Een verklaring daarvoor vormt wellicht de sterk gestegen huizenprijs. Die is veel harder omhoog gegaan dan het inkomen van de gemiddelde Nederlander. Dat maakt een tweede inkomen haast noodzakelijk. Een alleenstaande valt zodoende steeds vaker buiten de boot. Het aantal twintigers met een vaste relatie neemt echter af. Misschien speelt daarbij een rol, dat jongeren langer dan vroeger een opleiding volgen.
Wie nog op school zit of studeert heeft wellicht minder behoefte aan een vaste relatie en denkt waarschijnlijk al helemaal niet na over het mogelijk kopen van een huis. Door hun studie hebben ze vaak een schuld opgebouwd en dat heeft een negatieve invloed op de hoogte van de maximale hypotheek. De 55-plusser daarentegen is juist fors meer gaan werken en heeft vaker een vast arbeidscontract. Wanneer jonge mensen nu gaan werken, dan wacht hen meestal een flexcontract. Dat heeft weer gevolgen voor de leennormen en het acceptatiebeleid.

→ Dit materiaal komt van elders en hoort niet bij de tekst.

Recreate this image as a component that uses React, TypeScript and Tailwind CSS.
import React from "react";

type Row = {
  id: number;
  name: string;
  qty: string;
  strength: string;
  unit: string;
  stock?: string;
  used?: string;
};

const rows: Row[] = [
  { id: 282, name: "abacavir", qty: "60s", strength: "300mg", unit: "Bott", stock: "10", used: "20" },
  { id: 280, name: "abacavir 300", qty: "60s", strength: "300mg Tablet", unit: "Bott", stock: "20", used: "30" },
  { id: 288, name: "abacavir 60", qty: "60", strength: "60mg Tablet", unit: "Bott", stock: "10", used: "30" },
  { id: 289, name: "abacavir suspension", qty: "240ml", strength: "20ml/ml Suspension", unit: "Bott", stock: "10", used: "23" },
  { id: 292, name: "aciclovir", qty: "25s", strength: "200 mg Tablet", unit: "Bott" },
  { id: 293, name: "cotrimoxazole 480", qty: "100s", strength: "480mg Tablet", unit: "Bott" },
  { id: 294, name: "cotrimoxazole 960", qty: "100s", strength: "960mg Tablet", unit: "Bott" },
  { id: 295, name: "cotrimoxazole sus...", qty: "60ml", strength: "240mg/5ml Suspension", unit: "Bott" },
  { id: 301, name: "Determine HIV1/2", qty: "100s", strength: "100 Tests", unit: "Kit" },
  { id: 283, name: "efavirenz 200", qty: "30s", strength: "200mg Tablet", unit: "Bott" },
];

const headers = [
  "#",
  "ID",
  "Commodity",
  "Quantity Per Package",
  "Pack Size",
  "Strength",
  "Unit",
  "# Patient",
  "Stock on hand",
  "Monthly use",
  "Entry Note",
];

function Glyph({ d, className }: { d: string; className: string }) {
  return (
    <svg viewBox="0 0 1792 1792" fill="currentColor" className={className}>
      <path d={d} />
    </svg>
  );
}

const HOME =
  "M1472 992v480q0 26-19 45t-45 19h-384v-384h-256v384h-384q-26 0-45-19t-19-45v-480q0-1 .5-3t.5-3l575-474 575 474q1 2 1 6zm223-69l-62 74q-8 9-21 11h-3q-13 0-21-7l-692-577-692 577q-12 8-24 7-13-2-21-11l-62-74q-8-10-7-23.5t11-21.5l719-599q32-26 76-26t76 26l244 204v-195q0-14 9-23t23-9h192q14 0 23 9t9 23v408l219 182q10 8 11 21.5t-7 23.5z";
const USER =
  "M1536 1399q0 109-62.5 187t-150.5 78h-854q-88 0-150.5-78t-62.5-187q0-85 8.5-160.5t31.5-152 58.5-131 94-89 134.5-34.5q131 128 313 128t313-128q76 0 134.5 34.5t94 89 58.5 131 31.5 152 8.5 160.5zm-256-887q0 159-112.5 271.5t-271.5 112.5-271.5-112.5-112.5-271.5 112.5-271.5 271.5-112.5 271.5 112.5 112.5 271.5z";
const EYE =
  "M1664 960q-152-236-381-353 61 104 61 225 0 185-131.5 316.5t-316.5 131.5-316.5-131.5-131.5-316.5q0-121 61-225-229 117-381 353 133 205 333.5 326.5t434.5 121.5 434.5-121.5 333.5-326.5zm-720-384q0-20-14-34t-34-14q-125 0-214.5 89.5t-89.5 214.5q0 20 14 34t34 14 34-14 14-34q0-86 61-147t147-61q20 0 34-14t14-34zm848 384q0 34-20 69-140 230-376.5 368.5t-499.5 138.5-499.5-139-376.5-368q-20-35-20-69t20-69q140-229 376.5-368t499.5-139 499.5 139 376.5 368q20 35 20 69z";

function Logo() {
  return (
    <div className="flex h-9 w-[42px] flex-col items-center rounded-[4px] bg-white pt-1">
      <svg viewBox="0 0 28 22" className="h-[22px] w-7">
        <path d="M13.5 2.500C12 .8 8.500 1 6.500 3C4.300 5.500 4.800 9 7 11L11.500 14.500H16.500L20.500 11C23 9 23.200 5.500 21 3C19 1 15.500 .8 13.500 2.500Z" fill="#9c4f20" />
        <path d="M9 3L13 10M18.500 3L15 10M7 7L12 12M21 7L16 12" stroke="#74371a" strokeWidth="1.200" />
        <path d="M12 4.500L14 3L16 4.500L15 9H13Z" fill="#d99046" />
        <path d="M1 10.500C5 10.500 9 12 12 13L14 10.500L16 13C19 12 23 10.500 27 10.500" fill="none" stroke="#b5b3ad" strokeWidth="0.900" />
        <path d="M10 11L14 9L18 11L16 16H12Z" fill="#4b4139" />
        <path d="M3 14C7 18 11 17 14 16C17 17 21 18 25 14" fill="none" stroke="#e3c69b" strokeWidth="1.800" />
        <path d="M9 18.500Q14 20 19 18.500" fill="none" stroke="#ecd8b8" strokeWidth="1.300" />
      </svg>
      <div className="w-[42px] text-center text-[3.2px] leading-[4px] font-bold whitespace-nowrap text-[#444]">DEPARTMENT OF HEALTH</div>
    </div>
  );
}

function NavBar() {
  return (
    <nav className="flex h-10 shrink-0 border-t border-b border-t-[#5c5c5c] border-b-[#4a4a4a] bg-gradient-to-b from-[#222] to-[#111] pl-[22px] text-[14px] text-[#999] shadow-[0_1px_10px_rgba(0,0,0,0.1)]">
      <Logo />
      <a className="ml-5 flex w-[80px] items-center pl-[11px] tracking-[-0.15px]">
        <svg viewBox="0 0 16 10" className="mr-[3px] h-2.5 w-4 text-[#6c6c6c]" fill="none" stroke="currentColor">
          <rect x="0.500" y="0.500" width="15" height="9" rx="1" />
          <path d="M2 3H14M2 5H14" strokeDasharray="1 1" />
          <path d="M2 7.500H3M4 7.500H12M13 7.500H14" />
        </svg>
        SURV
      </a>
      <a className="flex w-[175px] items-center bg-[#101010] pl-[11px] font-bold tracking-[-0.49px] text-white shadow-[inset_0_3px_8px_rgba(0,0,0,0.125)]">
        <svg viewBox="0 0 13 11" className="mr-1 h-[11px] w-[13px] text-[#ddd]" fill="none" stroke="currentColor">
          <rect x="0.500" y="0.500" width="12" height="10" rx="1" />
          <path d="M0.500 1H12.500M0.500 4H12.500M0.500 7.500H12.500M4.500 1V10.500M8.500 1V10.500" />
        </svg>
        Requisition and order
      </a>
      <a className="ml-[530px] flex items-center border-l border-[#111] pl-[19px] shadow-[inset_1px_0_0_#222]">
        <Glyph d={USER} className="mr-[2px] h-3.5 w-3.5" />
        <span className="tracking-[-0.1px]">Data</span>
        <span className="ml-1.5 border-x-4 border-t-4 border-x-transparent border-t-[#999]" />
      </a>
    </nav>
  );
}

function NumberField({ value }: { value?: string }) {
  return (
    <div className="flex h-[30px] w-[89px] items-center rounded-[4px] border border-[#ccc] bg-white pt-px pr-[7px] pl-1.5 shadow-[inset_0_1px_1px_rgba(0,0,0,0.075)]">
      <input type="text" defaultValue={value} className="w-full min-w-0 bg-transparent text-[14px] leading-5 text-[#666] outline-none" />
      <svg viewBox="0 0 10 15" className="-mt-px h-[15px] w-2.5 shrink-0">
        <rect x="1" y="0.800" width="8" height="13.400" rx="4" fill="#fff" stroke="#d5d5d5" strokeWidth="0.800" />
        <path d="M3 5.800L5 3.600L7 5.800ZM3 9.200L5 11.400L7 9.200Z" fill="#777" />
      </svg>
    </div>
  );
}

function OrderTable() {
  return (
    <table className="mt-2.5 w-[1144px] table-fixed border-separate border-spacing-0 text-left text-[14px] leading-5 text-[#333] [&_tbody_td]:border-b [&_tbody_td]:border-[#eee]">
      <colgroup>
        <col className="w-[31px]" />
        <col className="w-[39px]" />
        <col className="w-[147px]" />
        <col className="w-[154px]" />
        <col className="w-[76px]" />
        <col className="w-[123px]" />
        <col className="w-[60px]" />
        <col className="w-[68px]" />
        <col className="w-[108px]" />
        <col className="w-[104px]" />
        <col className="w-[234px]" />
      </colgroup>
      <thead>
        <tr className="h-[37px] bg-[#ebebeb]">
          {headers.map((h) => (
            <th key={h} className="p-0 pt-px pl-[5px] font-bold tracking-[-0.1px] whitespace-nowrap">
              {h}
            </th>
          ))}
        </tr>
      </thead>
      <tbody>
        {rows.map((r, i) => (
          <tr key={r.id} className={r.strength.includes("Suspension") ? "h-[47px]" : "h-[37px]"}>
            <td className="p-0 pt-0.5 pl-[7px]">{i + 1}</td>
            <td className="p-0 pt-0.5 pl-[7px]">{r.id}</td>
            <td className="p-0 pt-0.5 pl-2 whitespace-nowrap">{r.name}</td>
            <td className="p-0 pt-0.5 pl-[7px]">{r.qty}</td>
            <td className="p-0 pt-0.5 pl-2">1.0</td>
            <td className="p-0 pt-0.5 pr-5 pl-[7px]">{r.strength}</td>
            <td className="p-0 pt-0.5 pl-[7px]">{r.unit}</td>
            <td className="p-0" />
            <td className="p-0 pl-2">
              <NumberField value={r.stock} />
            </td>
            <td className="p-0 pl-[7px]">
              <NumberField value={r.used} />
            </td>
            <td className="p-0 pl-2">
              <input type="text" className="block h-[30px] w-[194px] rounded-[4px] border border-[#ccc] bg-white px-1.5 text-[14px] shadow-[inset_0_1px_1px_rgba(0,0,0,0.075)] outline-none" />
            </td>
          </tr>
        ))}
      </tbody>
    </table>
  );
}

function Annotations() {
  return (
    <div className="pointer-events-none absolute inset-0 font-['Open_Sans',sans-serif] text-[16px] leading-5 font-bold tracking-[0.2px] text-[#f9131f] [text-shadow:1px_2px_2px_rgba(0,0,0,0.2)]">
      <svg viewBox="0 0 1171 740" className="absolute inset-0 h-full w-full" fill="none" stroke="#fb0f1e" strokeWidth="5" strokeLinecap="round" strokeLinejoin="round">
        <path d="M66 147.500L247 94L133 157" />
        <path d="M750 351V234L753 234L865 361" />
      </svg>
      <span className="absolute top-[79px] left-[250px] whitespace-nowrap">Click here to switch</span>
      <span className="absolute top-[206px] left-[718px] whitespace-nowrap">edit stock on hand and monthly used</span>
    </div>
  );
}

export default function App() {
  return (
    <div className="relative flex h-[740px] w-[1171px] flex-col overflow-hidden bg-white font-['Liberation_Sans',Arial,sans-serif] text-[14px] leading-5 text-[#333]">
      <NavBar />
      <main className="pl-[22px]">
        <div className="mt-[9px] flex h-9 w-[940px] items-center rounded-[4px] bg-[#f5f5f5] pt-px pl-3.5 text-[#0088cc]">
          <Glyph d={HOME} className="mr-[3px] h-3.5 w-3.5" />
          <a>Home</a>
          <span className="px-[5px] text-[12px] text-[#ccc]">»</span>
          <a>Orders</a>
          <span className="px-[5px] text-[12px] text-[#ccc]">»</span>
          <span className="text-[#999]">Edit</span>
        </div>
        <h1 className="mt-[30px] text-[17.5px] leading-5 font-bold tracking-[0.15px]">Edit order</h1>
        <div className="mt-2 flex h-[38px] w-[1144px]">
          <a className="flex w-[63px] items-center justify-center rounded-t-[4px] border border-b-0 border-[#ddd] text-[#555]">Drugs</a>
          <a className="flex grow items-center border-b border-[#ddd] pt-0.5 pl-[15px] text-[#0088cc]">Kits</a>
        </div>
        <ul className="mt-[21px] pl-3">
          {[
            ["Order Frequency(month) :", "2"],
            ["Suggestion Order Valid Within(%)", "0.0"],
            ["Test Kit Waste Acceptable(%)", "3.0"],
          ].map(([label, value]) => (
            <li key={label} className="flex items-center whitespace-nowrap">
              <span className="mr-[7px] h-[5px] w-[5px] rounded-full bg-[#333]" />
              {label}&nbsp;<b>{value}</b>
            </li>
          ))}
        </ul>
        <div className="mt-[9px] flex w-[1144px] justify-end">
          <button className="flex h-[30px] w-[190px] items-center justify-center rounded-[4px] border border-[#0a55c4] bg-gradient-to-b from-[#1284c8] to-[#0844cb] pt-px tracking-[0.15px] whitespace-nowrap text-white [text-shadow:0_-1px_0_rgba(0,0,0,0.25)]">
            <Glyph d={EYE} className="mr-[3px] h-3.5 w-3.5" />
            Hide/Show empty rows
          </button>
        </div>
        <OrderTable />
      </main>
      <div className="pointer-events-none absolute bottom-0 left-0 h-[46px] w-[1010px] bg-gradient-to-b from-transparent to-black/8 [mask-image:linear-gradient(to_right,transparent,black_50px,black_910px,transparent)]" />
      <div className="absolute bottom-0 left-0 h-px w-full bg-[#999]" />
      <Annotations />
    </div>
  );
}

Figuur 3 Vooral jongeren vaker flex
Kortom, om
een veelheid van redenen wordt de positie van de jongeren tot 35 jaar
structureel zwakker. Belangrijk daarin zijn vooral demografische factoren en
veranderingen op de arbeidsmarkt. Hoe je het ook
draait of keert, de komende jaren zullen bij ongewijzigd beleid grote groepen,
vooral starters, noodgedwongen langs de kant van de woningmarkt blijven staan. Immers,
ook op de markt voor huurwoningen komen de starters amper of niet aan bod. Een
snelle oplossing van het woningtekort ligt absoluut niet voor de hand.